Exercise requirements ::
Report each line of the data that includes the word "React".

_ _ _

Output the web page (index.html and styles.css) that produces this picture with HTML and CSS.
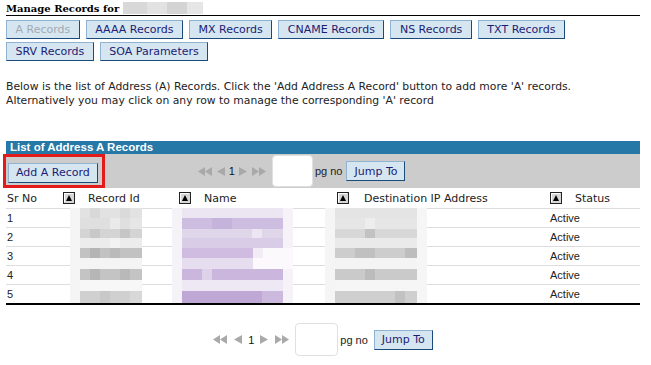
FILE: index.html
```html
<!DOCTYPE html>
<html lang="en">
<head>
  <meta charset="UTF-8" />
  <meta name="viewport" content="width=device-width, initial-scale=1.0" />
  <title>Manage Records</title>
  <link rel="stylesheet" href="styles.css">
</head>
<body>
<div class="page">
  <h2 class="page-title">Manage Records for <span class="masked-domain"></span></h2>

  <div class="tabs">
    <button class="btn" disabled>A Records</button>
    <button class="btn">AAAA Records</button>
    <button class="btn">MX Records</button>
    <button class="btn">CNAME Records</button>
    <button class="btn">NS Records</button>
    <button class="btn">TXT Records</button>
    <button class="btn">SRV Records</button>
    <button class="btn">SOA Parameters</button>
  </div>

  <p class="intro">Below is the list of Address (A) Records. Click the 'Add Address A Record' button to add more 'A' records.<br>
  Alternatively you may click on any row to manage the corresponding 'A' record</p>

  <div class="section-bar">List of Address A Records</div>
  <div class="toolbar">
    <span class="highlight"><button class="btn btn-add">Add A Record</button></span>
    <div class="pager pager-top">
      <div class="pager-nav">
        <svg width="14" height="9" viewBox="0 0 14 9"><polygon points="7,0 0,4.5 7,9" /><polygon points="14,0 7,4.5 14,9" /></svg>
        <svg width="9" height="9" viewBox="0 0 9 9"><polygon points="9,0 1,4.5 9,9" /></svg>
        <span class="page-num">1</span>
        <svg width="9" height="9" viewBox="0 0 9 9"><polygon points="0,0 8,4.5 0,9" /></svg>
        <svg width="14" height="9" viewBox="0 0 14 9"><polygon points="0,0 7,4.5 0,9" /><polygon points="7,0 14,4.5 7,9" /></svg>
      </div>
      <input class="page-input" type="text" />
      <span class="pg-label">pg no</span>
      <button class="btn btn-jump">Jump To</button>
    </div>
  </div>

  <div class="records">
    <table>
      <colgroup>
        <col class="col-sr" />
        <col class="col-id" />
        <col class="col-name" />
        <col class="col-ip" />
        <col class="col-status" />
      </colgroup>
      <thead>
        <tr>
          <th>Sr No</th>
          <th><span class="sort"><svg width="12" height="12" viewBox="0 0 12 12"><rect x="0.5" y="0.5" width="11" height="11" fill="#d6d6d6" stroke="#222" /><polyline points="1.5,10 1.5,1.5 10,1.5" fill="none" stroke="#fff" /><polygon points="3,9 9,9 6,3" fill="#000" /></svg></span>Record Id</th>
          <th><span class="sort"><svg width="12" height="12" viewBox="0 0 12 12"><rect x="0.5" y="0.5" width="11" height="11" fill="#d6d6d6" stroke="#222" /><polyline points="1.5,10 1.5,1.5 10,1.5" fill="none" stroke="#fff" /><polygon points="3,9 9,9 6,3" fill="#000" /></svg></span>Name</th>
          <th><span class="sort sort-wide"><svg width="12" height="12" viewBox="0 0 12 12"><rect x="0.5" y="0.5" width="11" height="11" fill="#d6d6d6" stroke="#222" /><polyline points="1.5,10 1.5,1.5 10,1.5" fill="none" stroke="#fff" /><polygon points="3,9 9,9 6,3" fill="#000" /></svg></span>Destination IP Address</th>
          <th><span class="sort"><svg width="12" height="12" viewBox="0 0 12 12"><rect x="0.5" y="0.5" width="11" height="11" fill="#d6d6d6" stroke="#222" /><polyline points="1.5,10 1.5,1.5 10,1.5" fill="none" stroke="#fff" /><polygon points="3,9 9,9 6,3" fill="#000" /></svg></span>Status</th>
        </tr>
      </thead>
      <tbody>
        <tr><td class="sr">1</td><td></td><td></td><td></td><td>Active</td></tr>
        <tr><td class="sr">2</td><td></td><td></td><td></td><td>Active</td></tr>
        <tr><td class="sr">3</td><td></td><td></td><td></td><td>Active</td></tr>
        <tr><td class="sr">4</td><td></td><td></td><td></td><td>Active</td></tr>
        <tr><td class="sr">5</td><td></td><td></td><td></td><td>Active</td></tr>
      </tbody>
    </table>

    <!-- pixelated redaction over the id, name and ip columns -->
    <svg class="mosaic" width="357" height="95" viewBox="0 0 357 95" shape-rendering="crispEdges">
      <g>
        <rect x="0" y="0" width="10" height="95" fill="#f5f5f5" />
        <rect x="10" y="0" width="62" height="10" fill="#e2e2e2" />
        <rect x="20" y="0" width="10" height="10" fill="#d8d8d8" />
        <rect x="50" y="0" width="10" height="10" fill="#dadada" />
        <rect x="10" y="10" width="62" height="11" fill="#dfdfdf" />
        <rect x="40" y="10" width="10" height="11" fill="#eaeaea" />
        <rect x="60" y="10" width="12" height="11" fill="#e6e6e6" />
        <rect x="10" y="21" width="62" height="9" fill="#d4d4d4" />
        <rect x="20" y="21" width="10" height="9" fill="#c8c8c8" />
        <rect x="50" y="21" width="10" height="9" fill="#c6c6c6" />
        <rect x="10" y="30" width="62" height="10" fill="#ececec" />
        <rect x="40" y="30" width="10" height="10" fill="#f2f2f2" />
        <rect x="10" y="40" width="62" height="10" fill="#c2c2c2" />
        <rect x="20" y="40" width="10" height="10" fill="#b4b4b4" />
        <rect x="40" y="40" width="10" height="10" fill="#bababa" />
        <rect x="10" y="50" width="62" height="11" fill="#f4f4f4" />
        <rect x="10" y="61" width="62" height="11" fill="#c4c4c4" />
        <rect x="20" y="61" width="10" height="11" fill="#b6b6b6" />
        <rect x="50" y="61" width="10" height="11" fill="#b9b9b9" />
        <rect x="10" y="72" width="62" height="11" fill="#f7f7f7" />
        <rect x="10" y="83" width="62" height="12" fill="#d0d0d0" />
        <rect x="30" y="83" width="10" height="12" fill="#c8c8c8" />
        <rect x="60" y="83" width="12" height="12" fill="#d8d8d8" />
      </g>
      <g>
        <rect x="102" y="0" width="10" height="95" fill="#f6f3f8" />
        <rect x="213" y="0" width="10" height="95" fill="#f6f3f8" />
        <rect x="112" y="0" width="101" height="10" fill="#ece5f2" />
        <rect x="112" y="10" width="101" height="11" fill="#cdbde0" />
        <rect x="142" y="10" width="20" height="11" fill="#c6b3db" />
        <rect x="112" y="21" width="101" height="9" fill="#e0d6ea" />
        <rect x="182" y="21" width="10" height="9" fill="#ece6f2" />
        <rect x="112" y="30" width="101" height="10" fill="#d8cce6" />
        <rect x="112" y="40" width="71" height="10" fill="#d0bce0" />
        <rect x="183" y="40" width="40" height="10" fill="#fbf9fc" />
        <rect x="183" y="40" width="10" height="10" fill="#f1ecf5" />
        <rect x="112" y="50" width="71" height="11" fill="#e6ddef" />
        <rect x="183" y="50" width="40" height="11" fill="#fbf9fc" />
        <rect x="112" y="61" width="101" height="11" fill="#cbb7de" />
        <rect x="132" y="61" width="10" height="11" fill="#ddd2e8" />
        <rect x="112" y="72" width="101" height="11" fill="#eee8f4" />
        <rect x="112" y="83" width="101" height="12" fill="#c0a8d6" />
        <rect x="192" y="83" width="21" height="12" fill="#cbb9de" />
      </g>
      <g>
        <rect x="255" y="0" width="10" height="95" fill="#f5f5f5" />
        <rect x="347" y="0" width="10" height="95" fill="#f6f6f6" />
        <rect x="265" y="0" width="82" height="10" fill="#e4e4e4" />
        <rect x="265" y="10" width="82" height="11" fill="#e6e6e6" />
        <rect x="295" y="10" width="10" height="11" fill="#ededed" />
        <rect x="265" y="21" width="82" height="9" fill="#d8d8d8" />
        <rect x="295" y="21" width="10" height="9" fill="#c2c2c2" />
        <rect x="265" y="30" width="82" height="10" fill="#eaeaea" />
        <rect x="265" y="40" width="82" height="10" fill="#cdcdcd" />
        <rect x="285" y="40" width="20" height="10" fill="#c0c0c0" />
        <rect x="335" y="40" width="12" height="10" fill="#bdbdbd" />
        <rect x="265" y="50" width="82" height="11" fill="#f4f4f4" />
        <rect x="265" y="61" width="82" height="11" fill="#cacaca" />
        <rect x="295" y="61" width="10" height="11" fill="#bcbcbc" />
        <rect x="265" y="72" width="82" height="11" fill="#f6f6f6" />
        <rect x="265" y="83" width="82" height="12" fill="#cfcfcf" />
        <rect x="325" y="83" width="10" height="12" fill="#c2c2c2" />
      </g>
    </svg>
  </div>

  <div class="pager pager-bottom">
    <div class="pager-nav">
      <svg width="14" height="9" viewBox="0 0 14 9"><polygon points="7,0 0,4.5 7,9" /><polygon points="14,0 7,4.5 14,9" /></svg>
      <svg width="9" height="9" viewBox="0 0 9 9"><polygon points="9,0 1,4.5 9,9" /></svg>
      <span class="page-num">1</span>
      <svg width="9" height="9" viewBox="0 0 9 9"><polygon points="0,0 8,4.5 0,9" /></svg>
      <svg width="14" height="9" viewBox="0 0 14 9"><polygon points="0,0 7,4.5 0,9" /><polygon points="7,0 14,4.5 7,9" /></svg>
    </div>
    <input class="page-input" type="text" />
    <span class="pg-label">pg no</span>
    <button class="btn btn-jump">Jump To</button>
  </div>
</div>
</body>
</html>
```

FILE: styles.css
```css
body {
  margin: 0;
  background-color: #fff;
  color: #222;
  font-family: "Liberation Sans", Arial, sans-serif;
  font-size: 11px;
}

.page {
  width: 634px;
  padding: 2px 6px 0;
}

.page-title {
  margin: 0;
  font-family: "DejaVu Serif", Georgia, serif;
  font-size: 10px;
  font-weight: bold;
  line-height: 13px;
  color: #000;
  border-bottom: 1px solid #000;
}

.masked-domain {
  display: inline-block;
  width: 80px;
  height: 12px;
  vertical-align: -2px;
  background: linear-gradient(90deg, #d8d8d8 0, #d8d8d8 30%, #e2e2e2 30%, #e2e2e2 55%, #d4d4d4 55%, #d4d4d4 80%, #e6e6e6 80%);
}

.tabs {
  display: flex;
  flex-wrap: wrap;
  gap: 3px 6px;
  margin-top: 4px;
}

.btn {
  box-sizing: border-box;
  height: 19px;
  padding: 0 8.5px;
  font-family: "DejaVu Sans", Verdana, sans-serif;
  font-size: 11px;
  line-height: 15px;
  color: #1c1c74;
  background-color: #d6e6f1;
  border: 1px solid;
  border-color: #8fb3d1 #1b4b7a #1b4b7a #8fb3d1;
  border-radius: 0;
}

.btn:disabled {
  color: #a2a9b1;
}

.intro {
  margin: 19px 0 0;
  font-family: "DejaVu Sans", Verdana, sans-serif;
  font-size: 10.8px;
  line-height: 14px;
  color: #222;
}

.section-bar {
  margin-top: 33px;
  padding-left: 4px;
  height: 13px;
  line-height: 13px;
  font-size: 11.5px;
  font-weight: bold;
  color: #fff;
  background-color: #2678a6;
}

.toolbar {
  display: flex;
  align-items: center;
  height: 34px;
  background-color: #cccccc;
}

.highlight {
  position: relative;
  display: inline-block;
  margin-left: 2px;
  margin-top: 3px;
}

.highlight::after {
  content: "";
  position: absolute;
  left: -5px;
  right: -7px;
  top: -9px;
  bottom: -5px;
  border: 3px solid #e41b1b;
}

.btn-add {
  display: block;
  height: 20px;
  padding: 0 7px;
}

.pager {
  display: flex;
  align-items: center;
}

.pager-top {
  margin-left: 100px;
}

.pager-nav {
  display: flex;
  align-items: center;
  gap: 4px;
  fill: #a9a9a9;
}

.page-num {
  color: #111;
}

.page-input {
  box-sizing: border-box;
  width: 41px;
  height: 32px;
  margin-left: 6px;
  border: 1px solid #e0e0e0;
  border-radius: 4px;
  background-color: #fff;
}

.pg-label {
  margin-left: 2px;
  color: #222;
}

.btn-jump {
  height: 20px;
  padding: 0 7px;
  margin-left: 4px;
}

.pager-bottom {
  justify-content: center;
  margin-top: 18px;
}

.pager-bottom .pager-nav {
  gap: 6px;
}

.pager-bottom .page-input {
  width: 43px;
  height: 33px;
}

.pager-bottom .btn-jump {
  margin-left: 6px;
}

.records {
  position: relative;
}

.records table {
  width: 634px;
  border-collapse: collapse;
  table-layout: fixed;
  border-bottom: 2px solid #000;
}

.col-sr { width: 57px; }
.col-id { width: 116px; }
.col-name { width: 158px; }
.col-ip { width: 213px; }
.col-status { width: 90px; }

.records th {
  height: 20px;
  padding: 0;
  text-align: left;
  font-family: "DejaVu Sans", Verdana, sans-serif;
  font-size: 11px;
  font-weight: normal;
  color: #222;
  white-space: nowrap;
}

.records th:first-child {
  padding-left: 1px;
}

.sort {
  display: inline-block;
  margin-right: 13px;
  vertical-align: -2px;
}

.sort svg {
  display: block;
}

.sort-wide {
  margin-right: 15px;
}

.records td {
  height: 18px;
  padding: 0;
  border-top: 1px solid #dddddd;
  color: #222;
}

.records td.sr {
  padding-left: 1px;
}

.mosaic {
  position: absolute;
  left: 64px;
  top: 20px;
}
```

_ _ _

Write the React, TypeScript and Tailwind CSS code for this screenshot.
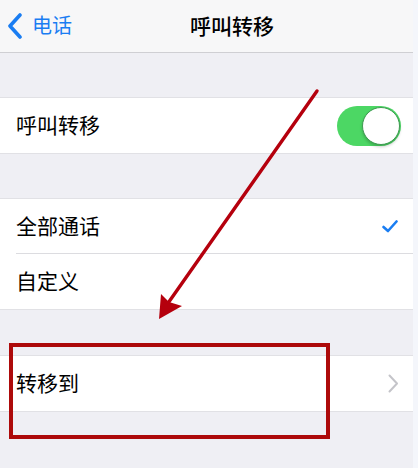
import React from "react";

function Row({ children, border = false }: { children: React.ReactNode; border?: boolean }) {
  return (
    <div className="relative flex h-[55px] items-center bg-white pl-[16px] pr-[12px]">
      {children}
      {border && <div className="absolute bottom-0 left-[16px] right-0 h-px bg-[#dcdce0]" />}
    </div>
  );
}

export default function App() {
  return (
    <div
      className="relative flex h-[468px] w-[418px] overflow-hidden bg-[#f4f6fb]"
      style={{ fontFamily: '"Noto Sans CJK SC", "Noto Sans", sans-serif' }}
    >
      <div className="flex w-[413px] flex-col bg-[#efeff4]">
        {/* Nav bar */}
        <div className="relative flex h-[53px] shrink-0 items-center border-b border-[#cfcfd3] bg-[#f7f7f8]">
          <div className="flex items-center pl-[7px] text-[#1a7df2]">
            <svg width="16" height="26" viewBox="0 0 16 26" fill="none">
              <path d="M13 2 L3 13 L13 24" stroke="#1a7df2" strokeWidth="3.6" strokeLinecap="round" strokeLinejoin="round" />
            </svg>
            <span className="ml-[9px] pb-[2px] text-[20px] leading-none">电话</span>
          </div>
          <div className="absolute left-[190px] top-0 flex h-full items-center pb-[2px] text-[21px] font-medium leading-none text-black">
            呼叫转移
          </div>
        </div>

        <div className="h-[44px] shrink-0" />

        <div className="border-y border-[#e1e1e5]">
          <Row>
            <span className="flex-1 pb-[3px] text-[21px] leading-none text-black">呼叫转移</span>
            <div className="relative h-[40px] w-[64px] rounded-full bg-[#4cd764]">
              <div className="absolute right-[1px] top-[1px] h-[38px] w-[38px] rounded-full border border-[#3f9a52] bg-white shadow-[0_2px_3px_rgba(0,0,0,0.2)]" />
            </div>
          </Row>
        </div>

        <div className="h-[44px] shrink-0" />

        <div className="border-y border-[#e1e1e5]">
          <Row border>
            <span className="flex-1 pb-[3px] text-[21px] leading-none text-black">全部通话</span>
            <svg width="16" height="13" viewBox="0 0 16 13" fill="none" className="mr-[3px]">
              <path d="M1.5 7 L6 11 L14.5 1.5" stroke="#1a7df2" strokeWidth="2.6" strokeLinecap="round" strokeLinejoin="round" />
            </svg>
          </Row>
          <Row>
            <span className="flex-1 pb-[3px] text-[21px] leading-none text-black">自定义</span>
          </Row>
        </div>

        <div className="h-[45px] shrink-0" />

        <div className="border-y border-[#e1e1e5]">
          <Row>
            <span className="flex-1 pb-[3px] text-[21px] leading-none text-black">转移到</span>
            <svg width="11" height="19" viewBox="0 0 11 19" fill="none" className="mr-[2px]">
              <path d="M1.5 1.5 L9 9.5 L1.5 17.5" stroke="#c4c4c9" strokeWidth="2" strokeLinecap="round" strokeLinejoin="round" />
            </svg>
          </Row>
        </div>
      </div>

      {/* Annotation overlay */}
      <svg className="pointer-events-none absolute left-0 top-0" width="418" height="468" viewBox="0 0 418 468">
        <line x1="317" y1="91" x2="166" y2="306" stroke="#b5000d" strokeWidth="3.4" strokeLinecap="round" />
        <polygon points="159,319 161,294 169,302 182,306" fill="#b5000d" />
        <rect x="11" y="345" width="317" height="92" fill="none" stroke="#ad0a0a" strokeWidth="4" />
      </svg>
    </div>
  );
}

_ _ _

Task solution ::
Write the React, TypeScript and Tailwind CSS code for this screenshot.
import React from "react";
function Row({ children, border = false }: { children: React.ReactNode; border?: boolean }) {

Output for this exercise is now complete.